You can call me unpatriotic, or a terrorist (since everyone is one nowadays), or a traitor. You can cuss me out and tell me to “love it or leave it.” I expect it. But just because I think, and openly say we’re a steaming pile of shit doesn’t make me any of those things. It makes me patriotic. Because I expect great things from a place that considers itself great. I’m thankful of the fact that I have the freedom to be able to say this publicly. I love my country. I really do. I just want so much more for it. I want it to be better. I want us to be better. You can’t have USA without “US.” Cheesy? Sure. But it’s going to take all of us to stop being stupid fucking douches and start acting like fucking adults. All of us. Stop hating one another over shit that shouldn’t matter to you. Stop breaking into schools and shooting up the place. Stop molesting children. Stop robbing your fellow man. Stop spying on each other. Start trusting us to be great, because we trust our country to be great.

And then we can show the rest of the world how to do it. How to be that great. And then maybe, just maybe we can stop saying we’re the greatest country on earth and we can collectively say we’re all a part of the greatest planet in the universe. We get along. We respect one another. Only then will we be the greatest. Until then, we got a lot of work to do, and war isn’t the first step in the right direction.

But as I said, I’ve watched things get exponentially worse since day one and I have no hope for our future. The world will end one day, and we will have killed it.

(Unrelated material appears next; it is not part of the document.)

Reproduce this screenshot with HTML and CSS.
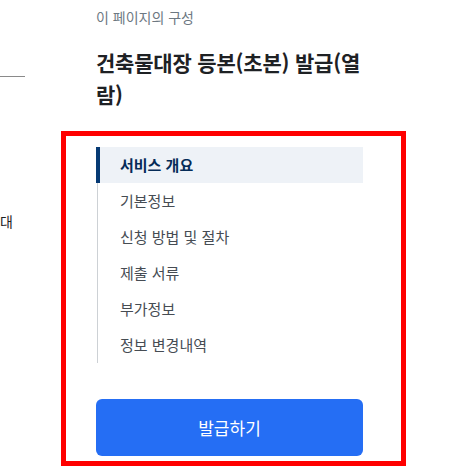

I’m so done with this shit. I’ve been done with it yet still it continues. I don’t want to be on this ride anymore, let me off please.

7 responses to “No News Is Good News

  1. I heart you. This is an echo to my thoughts. I don’t watch the news either, and I live in ignorance. It is better than the alternative.

  2. Well said. My opinion of “the greatest” country has been steadily declining, too. We are not the world police and we need to mind our own fucking business. We are far from perfect. What kind of message does it send when we have so many problems and keep telling other countries how to run themselves? Arrogance. We reek of it. Sigh…I’m going to stop now before I get pissed.

    • Yeah, that’s how blog posts are written. This started off as a small, one paragraph thing on Facebook that quickly turned into a longer post that eventually got so long I just thought I’d post it here instead of there. I could have kept going too but I finally thought enough was enough. It’s just a sad time we live in, and there’s no light at the end of the tunnel.

  3. I never watched the news during my husband’s deployments. The only thing I ever felt I missed out on was a tomato plague or somethin..my friends will never let me live it down, either.
    I understand how you feel, and I accept your choice to avoid it. News is depressing and raises my ire.